Advice from retailers post-breach also needs to focus on the core issues rather than mere stop-gaps, argues Munro: “Retailers need to stop this knee-jerk reaction of issuing dictums that merely see one weak password replaced by another and begin offering concrete advice that improves password creation and management. It should then seldom be necessary to change passwords at all.”

Whether or not the mainstream media is currently interested in promoting cybersecurity best practice, injecting some constructive tips for mitigation into news stories is clearly a sensible tactic. As an angle, it might not be as eye-catching as the doom and gloom, but consumers will quickly tire of endless stories about breaches that are essentially very similar in nature.

And there is, as always, still a place for journalists to ask very trying questions of those companies who do fall short on their security, and help educate consumers about the demands that they should make of firms that hold their data.

“That’s where the power of the press comes into its own,” concludes Munro: “Demanding answers and bringing pressure to bear that improves disclosure and security advice.

Is Cybercrime Under-Reported?

Despite the escalating presence of cybersecurity in the media – with the risk of ‘breach fatigue’ that this brings – some experts raise the point that the true scale of the cybercrime problem is undoubtedly much vaster than we know.

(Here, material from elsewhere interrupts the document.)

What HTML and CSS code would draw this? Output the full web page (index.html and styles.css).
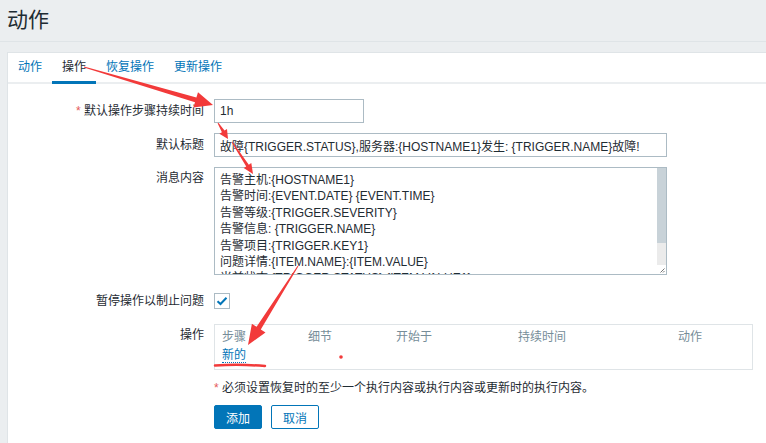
FILE: index.html
```html
<!DOCTYPE html>
<html lang="zh-CN">
<head>
<meta charset="UTF-8">
<title>动作</title>
<link rel="stylesheet" href="styles.css">
</head>
<body>
<header class="page-header">
  <h1>动作</h1>
</header>

<div class="panel">
  <ul class="tabs">
    <li><a href="#">动作</a></li>
    <li class="active"><a href="#">操作</a></li>
    <li><a href="#">恢复操作</a></li>
    <li><a href="#">更新操作</a></li>
  </ul>

  <form class="form">
    <div class="row">
      <label class="lbl"><span class="req">*</span> 默认操作步骤持续时间</label>
      <div class="field"><input class="input short" type="text" value="1h"></div>
    </div>
    <div class="row">
      <label class="lbl">默认标题</label>
      <div class="field"><input class="input wide" type="text" value="故障{TRIGGER.STATUS},服务器:{HOSTNAME1}发生: {TRIGGER.NAME}故障!"></div>
    </div>
    <div class="row">
      <label class="lbl lbl-top">消息内容</label>
      <div class="field">
        <div class="msg-box">
          <textarea class="msg">告警主机:{HOSTNAME1}
告警时间:{EVENT.DATE} {EVENT.TIME}
告警等级:{TRIGGER.SEVERITY}
告警信息: {TRIGGER.NAME}
告警项目:{TRIGGER.KEY1}
问题详情:{ITEM.NAME}:{ITEM.VALUE}
当前状态:{TRIGGER.STATUS}:{ITEM.VALUE1}
事件ID:{EVENT.ID}</textarea>
          <div class="scrollbar">
            <div class="thumb"></div>
            <div class="track"></div>
            <div class="grip">
              <svg width="9" height="9" viewBox="0 0 9 9"><path d="M7.5 3.5 L3.5 7.5 M7.5 6 L6 7.5" stroke="#777" stroke-width="1"/></svg>
            </div>
          </div>
        </div>
      </div>
    </div>
    <div class="row row-check">
      <label class="lbl">暂停操作以制止问题</label>
      <div class="field">
        <span class="checkbox">
          <svg width="12" height="10" viewBox="0 0 12 10"><path d="M1.5 5.2 L4.5 8 L10.5 1.8" fill="none" stroke="#0275b8" stroke-width="2"/></svg>
        </span>
      </div>
    </div>
    <div class="row row-ops">
      <label class="lbl lbl-top">操作</label>
      <div class="field">
        <table class="ops">
          <thead>
            <tr><th class="c1">步骤</th><th class="c2">细节</th><th class="c3">开始于</th><th class="c4">持续时间</th><th>动作</th></tr>
          </thead>
          <tbody>
            <tr><td colspan="5"><a href="#" class="link">新的</a></td></tr>
          </tbody>
        </table>
      </div>
    </div>
    <div class="row row-note">
      <div class="lbl"></div>
      <div class="field note"><span class="req">*</span> 必须设置恢复时的至少一个执行内容或执行内容或更新时的执行内容。</div>
    </div>
    <div class="row">
      <div class="lbl"></div>
      <div class="field buttons">
        <button type="button" class="btn btn-main">添加</button>
        <button type="button" class="btn btn-alt">取消</button>
      </div>
    </div>
  </form>
</div>

<!-- annotation marks drawn over the screenshot -->
<svg class="marks" width="766" height="443" viewBox="0 0 766 443">
  <g fill="#f23a3a">
    <polygon points="84.1,66.5 196.4,97.5 198,92.2 213,105 193.4,107.6 195,102.3 83.9,67.5"/>
    <polygon points="218.4,122.7 224.5,130.6 227,129 228,139 219.4,133.8 221.9,132.2 217.6,123.3"/>
    <polygon points="232.4,141.7 248.8,164.8 251.3,163.1 253,174 243.7,168.1 246.2,166.4 231.6,142.3"/>
    <polygon points="297.6,265.7 256.6,326.8 251.9,323.8 248,345 265.5,332.4 260.8,329.4 298.4,266.3"/>
    <circle cx="341" cy="357" r="1.8"/>
  </g>
  <path d="M215 365.5 Q240 364 265 366" fill="none" stroke="#f23a3a" stroke-width="2.5" stroke-linecap="round"/>
</svg>
</body>
</html>
```

FILE: styles.css
```css
/* ---------- GLOBAL ---------- */
html,body{margin:0;padding:0;}
body{background:#ebeef0;color:#1f2c33;font-family:"Liberation Sans",Arial,"Noto Sans CJK SC",sans-serif;font-size:12px;position:relative;width:766px;height:443px;overflow:hidden;}
a{color:#0275b8;text-decoration:none;}

.page-header{height:41px;border-bottom:1px solid #dfe4e7;margin:0 0 10px;}
.page-header h1{margin:0;padding:7px 0 0 7px;font-size:21px;font-weight:normal;line-height:26px;}

/* ---------- PANEL / TABS ---------- */
.panel{background:#fff;margin-left:7px;border-left:1px solid #dfe4e7;border-top:1px solid #dfe4e7;height:400px;}
.tabs{list-style:none;margin:0;padding:0;display:flex;border-bottom:2px solid #ebeef0;height:29px;}
.tabs li{padding:0 10px;}
.tabs a{display:block;line-height:27px;height:27px;padding-top:1px;}
.tabs li.active{border-bottom:3px solid #0275b8;margin-bottom:-2px;}
.tabs li.active a{color:#1f2c33;}

/* ---------- FORM ---------- */
.form{padding-top:15px;}
.row{display:flex;margin-bottom:10px;}
.lbl{width:196px;flex:none;text-align:right;padding-right:10px;line-height:24px;}
.lbl-top{line-height:16px;padding-top:3px;}
.req{color:#e45959;}
.field{flex:none;}
.input{box-sizing:border-box;height:24px;border:1px solid #acbbc4;padding:0 5px;font:inherit;color:#1f2c33;background:#fff;margin:0;display:block;}
.input.short{width:150px;}
.input.wide{width:453px;}

.msg-box{box-sizing:border-box;width:453px;height:108px;border:1px solid #acbbc4;display:flex;background:#fff;}
.msg{flex:1;border:0;margin:0;resize:none;font:inherit;color:#1f2c33;line-height:16.4px;padding:4px 5px;overflow:hidden;white-space:pre;outline:none;}
.scrollbar{width:9px;display:flex;flex-direction:column;}
.scrollbar .thumb{height:75px;background:#c8d2d8;}
.scrollbar .track{flex:1;background:#ebebeb;}
.scrollbar .grip{height:9px;background:#fff;display:flex;}

.row-check{padding-top:8px;margin-bottom:15px;}
.row-check .lbl{line-height:16px;}
.checkbox{box-sizing:border-box;width:16px;height:16px;border:1px solid #acbbc4;display:flex;align-items:center;justify-content:center;}

.ops{border:1px solid #dfe4e7;border-collapse:collapse;width:539px;}
.ops th{font-weight:normal;color:#768d99;text-align:left;padding:5px 7px 0;line-height:14px;}
.ops th.c1{width:72px;}
.ops th.c2{width:74px;}
.ops th.c3{width:108px;}
.ops th.c4{width:146px;}
.ops td{padding:4px 7px 6px;line-height:15px;}
.link{border-bottom:1px dotted #0275b8;}

.row-note{margin-bottom:9px;}
.row-note .lbl{line-height:16px;}
.note{line-height:16px;}

.buttons{display:flex;gap:9px;}
.btn{box-sizing:border-box;height:24px;width:48px;font:inherit;font-size:12px;border:1px solid #0275b8;border-radius:2px;padding:0;cursor:pointer;}
.btn-main{background:#0275b8;color:#fff;}
.btn-alt{background:#fff;color:#0275b8;}

/* ---------- ANNOTATIONS ---------- */
.marks{position:absolute;left:0;top:0;pointer-events:none;}
```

“If anything, cybercrime is under-reported because of undetected breaches and reputational damage- particularly in the finance sector,” says Tony Marques, cybersecurity architect at Encode Group.

With the potential negative market effects, many companies – those that aren’t obliged to, at least – can cover up incidents they feel it would be detrimental to expose. Until we have greater transparency, assessing just how large a problem this is will be impossible, many security experts argue.